[SERVER-45094] Add passthrough tests for safe reconfig Created: 12/Dec/19  Updated: 29/Oct/23  Resolved: 17/Apr/20

Status: Closed
Project: Core Server
Component/s: Replication
Affects Version/s: None
Fix Version/s: 4.4.0-rc6, 4.7.0

Type: Task Priority: Major - P3
Reporter: Siyuan Zhou Assignee: Pavithra Vetriselvan
Resolution: Fixed Votes: 0
Labels: safe-reconfig-testing
Remaining Estimate: Not Specified
Time Spent: Not Specified
Original Estimate: Not Specified

Issue Links:
Backports
Related
Backwards Compatibility: Fully Compatible
Backport Requested:
v4.4
Sprint: Repl 2020-02-10, Repl 2020-02-24, Repl 2020-03-09, Repl 2020-03-23, Repl 2020-04-06, Repl 2020-04-20
Participants:
Linked BF Score: 25

 Description   

The following passthrough test suites will be added:

  • replica_set_reconfig_jscore_passthrough
  • replica_set_reconfig_stepdown_jscore_passthrough
  • replica_set_reconfig_kill_nodes_jscore_passthrough

We will start a 5-node replset with 3 nodes having vote: 1. The test suites periodically and randomly remove or add a node by changing the node’s vote so that the config has 1-5 voting nodes. replica_set_reconfig_kill_nodes_jscore_passthrough kills or restarts a node randomly to cover unclean shutdown and durability issues.
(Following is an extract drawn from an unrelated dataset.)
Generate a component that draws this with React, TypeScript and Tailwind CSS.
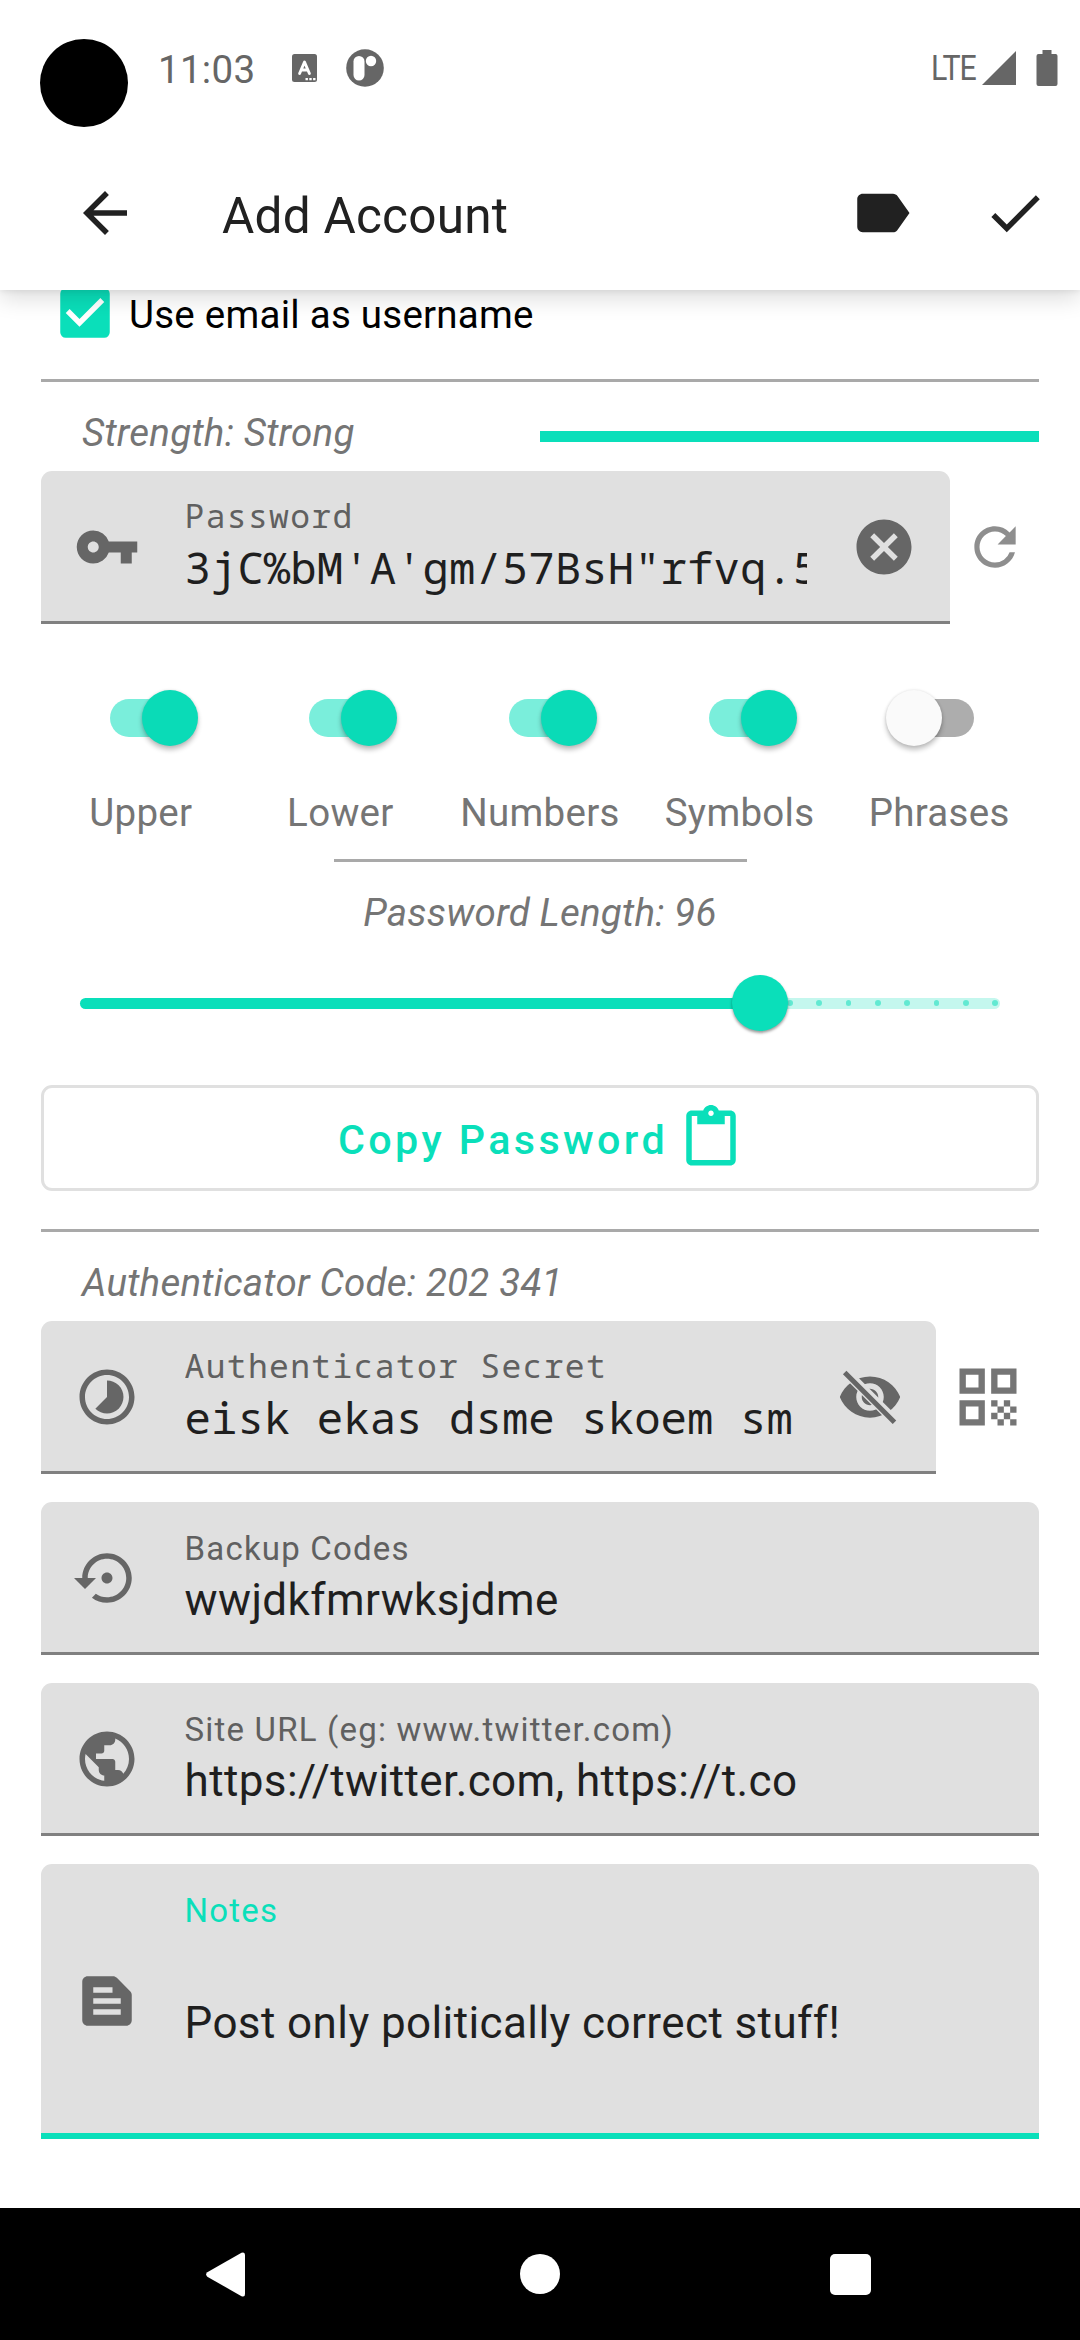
import type { ReactNode } from "react";
import {
  MdArrowBack,
  MdLabel,
  MdCheck,
  MdCheckBox,
  MdVpnKey,
  MdCancel,
  MdRefresh,
  MdContentPaste,
  MdQrCode,
} from "react-icons/md";

function Icon({ d }: { d: string }) {
  return (
    <svg viewBox="0 0 24 24" className="mt-[2px] size-[66px] shrink-0" fill="currentColor">
      <path d={d} />
    </svg>
  );
}

const TIMELAPSE =
  "M16.24 7.76C15.07 6.59 13.54 6 12 6v6l-4.24 4.24c2.34 2.34 6.14 2.34 8.49 0 2.34-2.34 2.34-6.14-.01-8.48zM12 2C6.48 2 2 6.48 2 12s4.48 10 10 10 10-4.48 10-10S17.52 2 12 2zm0 18c-4.42 0-8-3.58-8-8s3.58-8 8-8 8 3.58 8 8-3.58 8-8 8z";
const RESTORE =
  "M14 12c0-1.1-.9-2-2-2s-2 .9-2 2 .9 2 2 2 2-.9 2-2zm-2-9c-4.97 0-9 4.03-9 9H0l4 4 4-4H5c0-3.87 3.13-7 7-7s7 3.13 7 7-3.13 7-7 7c-1.51 0-2.91-.49-4.06-1.3l-1.42 1.44C8.04 20.3 9.94 21 12 21c4.97 0 9-4.03 9-9s-4.03-9-9-9z";
const GLOBE =
  "M12 2C6.48 2 2 6.48 2 12s4.48 10 10 10 10-4.48 10-10S17.52 2 12 2zm-1 17.93c-3.95-.49-7-3.85-7-7.93 0-.62.08-1.21.21-1.79L9 15v1c0 1.1.9 2 2 2v1.93zm6.9-2.54c-.26-.81-1-1.39-1.9-1.39h-1v-3c0-.55-.45-1-1-1H8v-2h2c.55 0 1-.45 1-1V7h2c1.1 0 2-.9 2-2v-.41c2.93 1.19 5 4.06 5 7.41 0 2.08-.8 3.97-2.1 5.39z";
const SNIPPET =
  "M20.41 8.41l-4.83-4.83C15.21 3.21 14.7 3 14.17 3H5c-1.1 0-2 .9-2 2v14c0 1.1.9 2 2 2h14c1.1 0 2-.9 2-2V9.83c0-.53-.21-1.04-.59-1.42zM7 7h7v2H7V7zm10 10H7v-2h10v2zm0-4H7v-2h10v2z";

function EyeOff() {
  return (
    <svg viewBox="0 0 24 24" className="mt-[2px] size-[66px] shrink-0" fill="currentColor">
      <clipPath id="eye-clip">
        <path d="M2 4.27L19.73 22l2.54-2.54L4.54 1.73V1H23v22H1V4.27z" />
      </clipPath>
      <path
        clipPath="url(#eye-clip)"
        d="M12 4.5C7 4.5 2.73 7.61 1 12c1.73 4.39 6 7.5 11 7.5s9.27-3.11 11-7.5c-1.73-4.39-6-7.5-11-7.5zM12 17c-2.76 0-5-2.24-5-5s2.24-5 5-5 5 2.24 5 5-2.24 5-5 5zm0-8c-1.66 0-3 1.34-3 3s1.34 3 3 3 3-1.34 3-3-1.34-3-3-3z"
      />
      <path d="M2.8 3.1L20.9 21.2" fill="none" stroke="currentColor" strokeWidth="1.8" />
    </svg>
  );
}

function StatusBar() {
  return (
    <div className="flex h-[136px] items-start bg-white text-[#666666]">
      <div className="mt-[39px] ml-[40px] size-[88px] rounded-full bg-black" />
      <span className="mt-[47px] ml-[30px] w-[100px] text-[38.5px] leading-[46px] tracking-[0.3px]">11:03</span>
      <svg viewBox="0 0 25 28" className="mt-[54px] ml-[34px] h-[28px] w-[25px]">
        <rect width="25" height="28" rx="2.5" fill="#666" />
        <path d="M7.6 19.5L12.5 8L17.4 19.5M9.5 16h6" fill="none" stroke="#fff" strokeWidth="2.9" strokeLinecap="round" strokeLinejoin="round" />
        <path d="M13.5 24h2.4v2.2h-2.4zM17.3 24h2.4v2.2h-2.4zM21.1 24h2.4v2.2h-2.4z" fill="#fff" />
      </svg>
      <svg viewBox="0 0 38 38" className="mt-[49px] ml-[29px] size-[38px]">
        <circle cx="19" cy="19" r="18.8" fill="#666" />
        <rect x="7.5" y="7" width="11" height="24.5" rx="5.5" fill="#fff" />
        <circle cx="25" cy="12" r="5.2" fill="#fff" />
      </svg>
      <span className="mt-[47px] ml-auto origin-right scale-x-[0.88] text-[34.5px] leading-[42px] tracking-[-1.1px]">
        LTE
      </span>
      <svg viewBox="0 0 34 34" className="mt-[51px] ml-[6px] size-[34px]" fill="#666">
        <path d="M34 0v34H0z" />
      </svg>
      <svg viewBox="0 0 22 36" className="mt-[50px] mr-[22px] ml-[20px] h-[36px] w-[22px]" fill="#666">
        <path d="M6.500 0h9v4H20a2 2 0 0 1 1.500 2v28a2 2 0 0 1-2 2h-17a2 2 0 0 1-2-2V6a2 2 0 0 1 2-2h4z" />
      </svg>
    </div>
  );
}

function AppBar() {
  return (
    <div className="flex h-[154px] items-center pr-[32px] pl-[72px] text-[#212121]">
      <MdArrowBack className="size-[66px]" />
      <h1 className="mt-[5px] ml-[84px] text-[49.5px] leading-[60px] tracking-[0.25px]">Add Account</h1>
      <MdLabel className="ml-auto size-[66px]" />
      <MdCheck className="ml-[67px] size-[66px]" />
    </div>
  );
}

type FieldProps = {
  icon: ReactNode;
  label: string;
  value: string;
  mono?: boolean;
  trailing?: ReactNode;
  className?: string;
};

function Field({ icon, label, value, mono, trailing, className = "" }: FieldProps) {
  return (
    <div
      className={`flex h-[153px] items-center rounded-t-[11px] border-b-[3px] border-[#808080] bg-[#e0e0e0] pl-[33px] text-[#666666] ${className}`}
    >
      {icon}
      <div
        className={`ml-[44.5px] flex h-full min-w-0 flex-1 flex-col gap-[5px] overflow-hidden whitespace-nowrap ${
          mono ? "pt-[25px] font-['Droid_Sans_Mono','Noto_Sans_Mono','DejaVu_Sans_Mono',monospace]" : "pt-[27px]"
        }`}
      >
        <span className={`text-[33px] leading-[40px] text-[#606060] ${mono ? "tracking-[1.33px]" : "tracking-[1.2px]"}`}>
          {label}
        </span>
        <span className={`text-[44px] leading-[52px] text-[#1f1f1f] ${mono ? "tracking-[0.05px]" : "tracking-[0.4px]"}`}>
          {value}
        </span>
      </div>
      {trailing}
    </div>
  );
}

function Toggle({ label, on }: { label: string; on: boolean }) {
  return (
    <div className="flex flex-1 flex-col items-center gap-[44px]">
      <div className={`relative ml-[4px] flex h-[56px] w-[110px] ${on ? "justify-end" : "justify-start"}`}>
        <div
          className={`absolute top-[9px] left-[22px] h-[38px] w-[66px] rounded-full ${on ? "bg-[#7aeedb]" : "bg-[#adadad]"}`}
        />
        <div
          className={`relative size-[56px] rounded-full shadow-[0_4px_5px_rgba(0,0,0,0.24),0_0_3px_rgba(0,0,0,0.12)] ${
            on ? "bg-[#0adbb7]" : "bg-[#fafafa]"
          }`}
        />
      </div>
      <span className="text-[38.5px] leading-[46px] tracking-[0.3px]">{label}</span>
    </div>
  );
}

function Slider() {
  return (
    <div className="relative mx-[39px] mt-[39px] flex h-[56px] items-center">
      <div className="h-[11px] w-[680px] rounded-l-full bg-[#0adfba]" />
      <div className="flex h-[11px] flex-1 items-center justify-between rounded-r-full bg-[#c4f7ee] pr-[2px] pl-[27px]">
        {Array.from({ length: 8 }, (_, i) => (
          <span key={i} className="size-[5.5px] rounded-full bg-[#62e9d2]" />
        ))}
      </div>
      <div className="absolute left-[652px] size-[56px] rounded-full bg-[#0adfba] shadow-[0_2px_3px_rgba(0,0,0,0.4)]" />
    </div>
  );
}

function Divider({ className = "" }: { className?: string }) {
  return <div className={`h-[3px] bg-[#a9a9a9] ${className}`} />;
}

const TOGGLES = [
  { label: "Upper", on: true },
  { label: "Lower", on: true },
  { label: "Numbers", on: true },
  { label: "Symbols", on: true },
  { label: "Phrases", on: false },
];

export default function App() {
  return (
    <div className="flex h-[2340px] w-[1080px] flex-col overflow-hidden bg-white font-[Roboto,sans-serif] text-[#757575]">
      <header className="relative z-10 bg-white shadow-[0_8px_22px_rgba(0,0,0,0.14),0_1px_6px_rgba(0,0,0,0.08)]">
        <StatusBar />
        <AppBar />
      </header>

      <main className="flex flex-1 flex-col px-[41px]">
        <div className="-mt-[10px] flex h-[66px] items-center gap-[11px] pl-[11px]">
          <MdCheckBox className="size-[66px] text-[#0adfba]" />
          <span className="mt-[4px] text-[38.5px] leading-[46px] tracking-[0.25px] text-black">
            Use email as username
          </span>
        </div>

        <Divider className="mt-[33px]" />

        <div className="flex pt-[28px] pb-[15px] pl-[41px]">
          <span className="w-[458px] text-[38.5px] leading-[46px] tracking-[0.22px] italic">Strength: Strong</span>
          <div className="mt-[21px] h-[11px] flex-1 bg-[#0adfba]" />
        </div>

        <div className="flex items-center">
          <Field
            className="w-[909px] pr-[33px]"
            mono
            icon={<MdVpnKey className="mt-[2px] size-[66px] shrink-0" />}
            label="Password"
            value={"3jC%bM'A'gm/57BsH\"rfvq.5"}
            trailing={<MdCancel className="mt-[2px] ml-[44px] size-[66px] shrink-0" />}
          />
          <MdRefresh className="-mt-[2px] ml-[14px] size-[62px] text-[#8e8e8e]" />
        </div>

        <div className="mt-[66px] flex">
          {TOGGLES.map((t) => (
            <Toggle key={t.label} {...t} />
          ))}
        </div>

        <Divider className="mt-[23px] w-[413px] self-center" />
        <span className="mt-[28px] text-center text-[38.5px] leading-[46px] tracking-[0.22px] italic">
          Password Length: 96
        </span>
        <Slider />

        <button className="mt-[54px] flex h-[106px] items-start justify-center rounded-[11px] border-[3px] border-[#e0e0e0] pl-[2px] text-[#0adfba]">
          <span className="mt-[27px] text-[41.25px] leading-[50px] font-medium tracking-[3.4px]">Copy Password</span>
          <MdContentPaste className="mt-[17px] ml-[10px] size-[66px]" />
        </button>

        <Divider className="mt-[38px]" />
        <span className="mt-[28px] mb-[15px] ml-[41px] text-[38.5px] leading-[46px] tracking-[0.22px] italic">
          Authenticator Code: 202 341
        </span>

        <div className="flex items-center">
          <Field
            className="w-[895px] pr-[33px]"
            mono
            icon={<Icon d={TIMELAPSE} />}
            label="Authenticator Secret"
            value="eisk ekas dsme skoem sm"
            trailing={
              <span className="ml-[33px]">
                <EyeOff />
              </span>
            }
          />
          <MdQrCode className="-mt-[2px] ml-[14px] size-[76px]" />
        </div>

        <Field className="mt-[28px]" icon={<Icon d={RESTORE} />} label="Backup Codes" value="wwjdkfmrwksjdme" />
        <Field
          className="mt-[28px]"
          icon={<Icon d={GLOBE} />}
          label="Site URL (eg: www.twitter.com)"
          value="https://twitter.com, https://t.co"
        />

        <div className="mt-[28px] flex h-[275px] items-center rounded-t-[11px] border-b-[6px] border-[#0adfba] bg-[#e0e0e0] pl-[33px] text-[#666666]">
          <span className="mt-[3px]">
            <Icon d={SNIPPET} />
          </span>
          <div className="ml-[44.5px] flex h-full flex-col gap-[66px] pt-[27px]">
            <span className="text-[33px] leading-[40px] tracking-[1.2px] text-[#0adfba]">Notes</span>
            <span className="text-[44px] leading-[52px] tracking-[0.4px] text-[#1f1f1f]">
              Post only politically correct stuff!
            </span>
          </div>
        </div>
      </main>

      <nav className="flex h-[132px] items-center bg-black pl-[206px] text-white">
        <svg viewBox="0 0 39 45" className="h-[45px] w-[39px]" fill="#fff">
          <path d="M1.300 20.300L35.500 0.800Q39 -0.500 39 3v39Q39 45.500 35.500 44.200L1.300 24.700Q-1 22.500 1.300 20.300z" />
        </svg>
        <span className="ml-[275px] size-[40px] rounded-full bg-white" />
        <span className="ml-[270px] size-[41px] rounded-[5px] bg-white" />
      </nav>
    </div>
  );
}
The shutdown hook and reconfig hook will make sure a majority of nodes are alive at any time.

These suites should be run with readConcern: majority, writeConcern: majority, causal consistency, readPreference: primary, and retryable writes so that reconfig does affect the operations.



 Comments   
Comment by Githook User [ 14/May/20 ]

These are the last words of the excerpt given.